Recorded data:
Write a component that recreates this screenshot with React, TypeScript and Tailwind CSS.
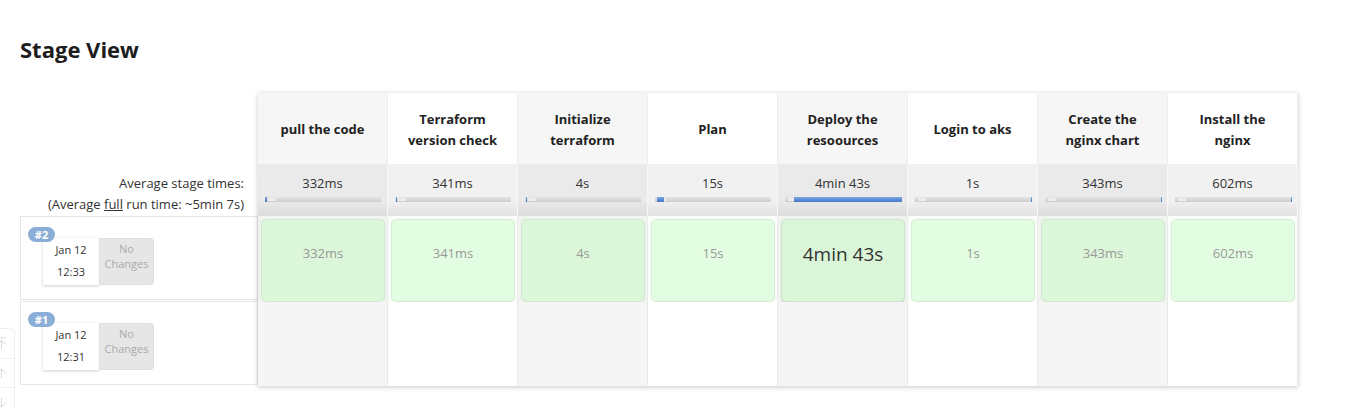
import { ArrowDown, ArrowUp, ArrowUpToLine } from "lucide-react";

interface Stage {
  name: string;
  time: string;
  barLeft: number;
  barWidth: number;
  longest?: boolean;
}

const stages: Stage[] = [
  { name: "pull the code", time: "332ms", barLeft: 0, barWidth: 2 },
  { name: "Terraform version check", time: "341ms", barLeft: 1, barWidth: 1 },
  { name: "Initialize terraform", time: "4s", barLeft: 1, barWidth: 1 },
  { name: "Plan", time: "15s", barLeft: 2, barWidth: 7 },
  { name: "Deploy the resoources", time: "4min 43s", barLeft: 9, barWidth: 108, longest: true },
  { name: "Login to aks", time: "1s", barLeft: 116, barWidth: 1 },
  { name: "Create the nginx chart", time: "343ms", barLeft: 116, barWidth: 1 },
  { name: "Install the nginx", time: "602ms", barLeft: 116, barWidth: 1 },
];

const headerWraps: Record<string, string[]> = {
  "Terraform version check": ["Terraform", "version check"],
  "Initialize terraform": ["Initialize", "terraform"],
  "Deploy the resoources": ["Deploy the", "resoources"],
  "Create the nginx chart": ["Create the", "nginx chart"],
  "Install the nginx": ["Install the", "nginx"],
};

function BuildLabel({ num, time }: { num: number; time: string }) {
  return (
    <div className="relative h-full pl-[22px] pt-[21px]">
      <span className="absolute left-[7px] top-[10px] z-10 flex h-[15px] w-[27px] items-center justify-center rounded-full bg-[#8aaed6] text-[11px] font-bold leading-none text-white">
        #{num}
      </span>
      <div className="flex h-[47px]">
        <div className="flex w-[56px] flex-col items-center pt-[3px] gap-[5px] bg-white text-[11px] leading-[17px] text-[#333] shadow-[0_1px_3px_rgba(0,0,0,0.2)]">
          <span>Jan 12</span>
          <span>{time}</span>
        </div>
        <div className="flex w-[55px] flex-col items-center pt-[2px] rounded-r-[4px] border border-[#ddd] bg-[#e6e6e6] text-[11px] leading-[15px] text-[#aaa]">
          <span>No</span>
          <span>Changes</span>
        </div>
      </div>
    </div>
  );
}

export default function App() {
  return (
    <div
      className="relative min-h-[408px] overflow-hidden bg-white text-[#333]"
      style={{ fontFamily: '"Open Sans", "Noto Sans", sans-serif' }}
    >
      <h2 className="pl-[20px] pt-[34px] text-[22px] font-bold leading-[30px] text-[#1d1d1d]">
        Stage View
      </h2>

      <div className="mt-[29px] flex pl-[20px]">
        {/* left labels */}
        <div className="w-[238px] shrink-0">
          <div className="h-[71px]" />
          <div className="flex h-[52px] flex-col items-end pr-[14px] pt-[9px] text-[13px] leading-[21px] text-[#333]">
            <span>Average stage times:</span>
            <span>
              (Average <span className="underline">full</span> run time: ~5min 7s)
            </span>
          </div>
          <div className="h-[84px] border border-[#e6e6e6]">
            <BuildLabel num={2} time="12:33" />
          </div>
          <div className="mt-px h-[84px] border border-[#e6e6e6]">
            <BuildLabel num={1} time="12:31" />
          </div>
        </div>

        {/* stage table */}
        <div className="w-[1040px] shrink-0 bg-white shadow-[0_1px_5px_rgba(0,0,0,0.22)]">
          <div className="grid h-[71px] grid-cols-8">
            {stages.map((s, i) => (
              <div
                key={s.name}
                className={`flex flex-col items-center justify-center pt-[2px] border-r border-[#ececec] text-center text-[13px] font-bold leading-[21px] text-[#222] ${
                  i % 2 === 0 ? "bg-[#f6f6f6]" : "bg-white"
                }`}
              >
                {(headerWraps[s.name] ?? [s.name]).map((line) => (
                  <span key={line}>{line}</span>
                ))}
              </div>
            ))}
          </div>

          <div className="grid h-[52px] grid-cols-8">
            {stages.map((s, i) => (
              <div
                key={s.name}
                className={`border-r border-[#f7f7f7] pt-[10px] ${
                  i % 2 === 0
                    ? "bg-linear-to-b from-[#eaeaea] from-70% to-[#dcdcdc]"
                    : "bg-linear-to-b from-[#f1f1f1] from-70% to-[#e2e2e2]"
                }`}
              >
                <div className="text-center text-[13px] leading-[18px] text-[#333]">{s.time}</div>
                <div className="relative ml-[7px] mr-[6px] mt-[5px] h-[5px] bg-linear-to-b from-[#e4e4e4] to-[#cdcdcd]">
                  <div className="absolute left-[3px] top-[1px] h-[3px] w-[8px] bg-[#ececec]" />
                  <div
                    className="absolute top-0 h-[5px] bg-linear-to-b from-[#7aa7e6] to-[#4677c9]"
                    style={{ left: s.barLeft, width: s.barWidth }}
                  />
                </div>
              </div>
            ))}
          </div>

          <div className="grid h-[85px] grid-cols-8">
            {stages.map((s, i) => (
              <div
                key={s.name}
                className={`border-r border-[#ececec] pb-px pl-[3px] pr-[2px] pt-[3px] ${
                  i % 2 === 0 ? "bg-[#f0f4ef]" : "bg-[#fafdf9]"
                }`}
              >
                <div
                  className={`flex items-center justify-center rounded-[5px] border ${
                    s.longest
                      ? "h-[83px] border-[#cfe2cd] bg-[#dbf5d9] text-[19px] text-[#333] shadow-[0_1px_1px_rgba(0,0,0,0.12)]"
                      : i % 2 === 0
                        ? "h-full border-[#d2e6d0] bg-[#dcf6da] text-[13px] text-[#999]"
                        : "h-full border-[#d6ebd4] bg-[#e3fde2] text-[13px] text-[#999]"
                  }`}
                >
                  <span className="-mt-[13px]">{s.time}</span>
                </div>
              </div>
            ))}
          </div>

          <div className="grid h-[85px] grid-cols-8 border-t border-[#ececec]">
            {stages.map((s, i) => (
              <div
                key={s.name}
                className={`border-r border-[#e9e9e9] ${i % 2 === 0 ? "bg-[#f5f5f5]" : "bg-white"}`}
              />
            ))}
          </div>
        </div>
      </div>

      {/* scroll controls at page edge */}
      <div className="absolute left-[-13px] top-[328px] flex w-[28px] flex-col rounded-md border border-[#eee] bg-white text-[#d4d4d4]">
        <div className="flex h-[30px] items-center justify-center border-b border-[#f2f2f2]">
          <ArrowUpToLine size={15} strokeWidth={1.5} />
        </div>
        <div className="flex h-[29px] items-center justify-center border-b border-[#f2f2f2]">
          <ArrowUp size={15} strokeWidth={1.5} />
        </div>
        <div className="flex h-[29px] items-center justify-center">
          <ArrowDown size={15} strokeWidth={1.5} />
        </div>
      </div>
    </div>
  );
}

Your task: Take the listing above and print it exactly, apart from the pictures.

Solution:
Write a component that recreates this screenshot with React, TypeScript and Tailwind CSS.
import { ArrowDown, ArrowUp, ArrowUpToLine } from "lucide-react";

interface Stage {
  name: string;
  time: string;
  barLeft: number;
  barWidth: number;
  longest?: boolean;
}

const stages: Stage[] = [
  { name: "pull the code", time: "332ms", barLeft: 0, barWidth: 2 },
  { name: "Terraform version check", time: "341ms", barLeft: 1, barWidth: 1 },
  { name: "Initialize terraform", time: "4s", barLeft: 1, barWidth: 1 },
  { name: "Plan", time: "15s", barLeft: 2, barWidth: 7 },
  { name: "Deploy the resoources", time: "4min 43s", barLeft: 9, barWidth: 108, longest: true },
  { name: "Login to aks", time: "1s", barLeft: 116, barWidth: 1 },
  { name: "Create the nginx chart", time: "343ms", barLeft: 116, barWidth: 1 },
  { name: "Install the nginx", time: "602ms", barLeft: 116, barWidth: 1 },
];

const headerWraps: Record<string, string[]> = {
  "Terraform version check": ["Terraform", "version check"],
  "Initialize terraform": ["Initialize", "terraform"],
  "Deploy the resoources": ["Deploy the", "resoources"],
  "Create the nginx chart": ["Create the", "nginx chart"],
  "Install the nginx": ["Install the", "nginx"],
};

function BuildLabel({ num, time }: { num: number; time: string }) {
  return (
    <div className="relative h-full pl-[22px] pt-[21px]">
      <span className="absolute left-[7px] top-[10px] z-10 flex h-[15px] w-[27px] items-center justify-center rounded-full bg-[#8aaed6] text-[11px] font-bold leading-none text-white">
        #{num}
      </span>
      <div className="flex h-[47px]">
        <div className="flex w-[56px] flex-col items-center pt-[3px] gap-[5px] bg-white text-[11px] leading-[17px] text-[#333] shadow-[0_1px_3px_rgba(0,0,0,0.2)]">
          <span>Jan 12</span>
          <span>{time}</span>
        </div>
        <div className="flex w-[55px] flex-col items-center pt-[2px] rounded-r-[4px] border border-[#ddd] bg-[#e6e6e6] text-[11px] leading-[15px] text-[#aaa]">
          <span>No</span>
          <span>Changes</span>
        </div>
      </div>
    </div>
  );
}

export default function App() {
  return (
    <div
      className="relative min-h-[408px] overflow-hidden bg-white text-[#333]"
      style={{ fontFamily: '"Open Sans", "Noto Sans", sans-serif' }}
    >
      <h2 className="pl-[20px] pt-[34px] text-[22px] font-bold leading-[30px] text-[#1d1d1d]">
        Stage View
      </h2>

      <div className="mt-[29px] flex pl-[20px]">
        {/* left labels */}
        <div className="w-[238px] shrink-0">
          <div className="h-[71px]" />
          <div className="flex h-[52px] flex-col items-end pr-[14px] pt-[9px] text-[13px] leading-[21px] text-[#333]">
            <span>Average stage times:</span>
            <span>
              (Average <span className="underline">full</span> run time: ~5min 7s)
            </span>
          </div>
          <div className="h-[84px] border border-[#e6e6e6]">
            <BuildLabel num={2} time="12:33" />
          </div>
          <div className="mt-px h-[84px] border border-[#e6e6e6]">
            <BuildLabel num={1} time="12:31" />
          </div>
        </div>

        {/* stage table */}
        <div className="w-[1040px] shrink-0 bg-white shadow-[0_1px_5px_rgba(0,0,0,0.22)]">
          <div className="grid h-[71px] grid-cols-8">
            {stages.map((s, i) => (
              <div
                key={s.name}
                className={`flex flex-col items-center justify-center pt-[2px] border-r border-[#ececec] text-center text-[13px] font-bold leading-[21px] text-[#222] ${
                  i % 2 === 0 ? "bg-[#f6f6f6]" : "bg-white"
                }`}
              >
                {(headerWraps[s.name] ?? [s.name]).map((line) => (
                  <span key={line}>{line}</span>
                ))}
              </div>
            ))}
          </div>

          <div className="grid h-[52px] grid-cols-8">
            {stages.map((s, i) => (
              <div
                key={s.name}
                className={`border-r border-[#f7f7f7] pt-[10px] ${
                  i % 2 === 0
                    ? "bg-linear-to-b from-[#eaeaea] from-70% to-[#dcdcdc]"
                    : "bg-linear-to-b from-[#f1f1f1] from-70% to-[#e2e2e2]"
                }`}
              >
                <div className="text-center text-[13px] leading-[18px] text-[#333]">{s.time}</div>
                <div className="relative ml-[7px] mr-[6px] mt-[5px] h-[5px] bg-linear-to-b from-[#e4e4e4] to-[#cdcdcd]">
                  <div className="absolute left-[3px] top-[1px] h-[3px] w-[8px] bg-[#ececec]" />
                  <div
                    className="absolute top-0 h-[5px] bg-linear-to-b from-[#7aa7e6] to-[#4677c9]"
                    style={{ left: s.barLeft, width: s.barWidth }}
                  />
                </div>
              </div>
            ))}
          </div>

          <div className="grid h-[85px] grid-cols-8">
            {stages.map((s, i) => (
              <div
                key={s.name}
                className={`border-r border-[#ececec] pb-px pl-[3px] pr-[2px] pt-[3px] ${
                  i % 2 === 0 ? "bg-[#f0f4ef]" : "bg-[#fafdf9]"
                }`}
              >
                <div
                  className={`flex items-center justify-center rounded-[5px] border ${
                    s.longest
                      ? "h-[83px] border-[#cfe2cd] bg-[#dbf5d9] text-[19px] text-[#333] shadow-[0_1px_1px_rgba(0,0,0,0.12)]"
                      : i % 2 === 0
                        ? "h-full border-[#d2e6d0] bg-[#dcf6da] text-[13px] text-[#999]"
                        : "h-full border-[#d6ebd4] bg-[#e3fde2] text-[13px] text-[#999]"
                  }`}
                >
                  <span className="-mt-[13px]">{s.time}</span>
                </div>
              </div>
            ))}
          </div>

          <div className="grid h-[85px] grid-cols-8 border-t border-[#ececec]">
            {stages.map((s, i) => (
              <div
                key={s.name}
                className={`border-r border-[#e9e9e9] ${i % 2 === 0 ? "bg-[#f5f5f5]" : "bg-white"}`}
              />
            ))}
          </div>
        </div>
      </div>

      {/* scroll controls at page edge */}
      <div className="absolute left-[-13px] top-[328px] flex w-[28px] flex-col rounded-md border border-[#eee] bg-white text-[#d4d4d4]">
        <div className="flex h-[30px] items-center justify-center border-b border-[#f2f2f2]">
          <ArrowUpToLine size={15} strokeWidth={1.5} />
        </div>
        <div className="flex h-[29px] items-center justify-center border-b border-[#f2f2f2]">
          <ArrowUp size={15} strokeWidth={1.5} />
        </div>
        <div className="flex h-[29px] items-center justify-center">
          <ArrowDown size={15} strokeWidth={1.5} />
        </div>
      </div>
    </div>
  );
}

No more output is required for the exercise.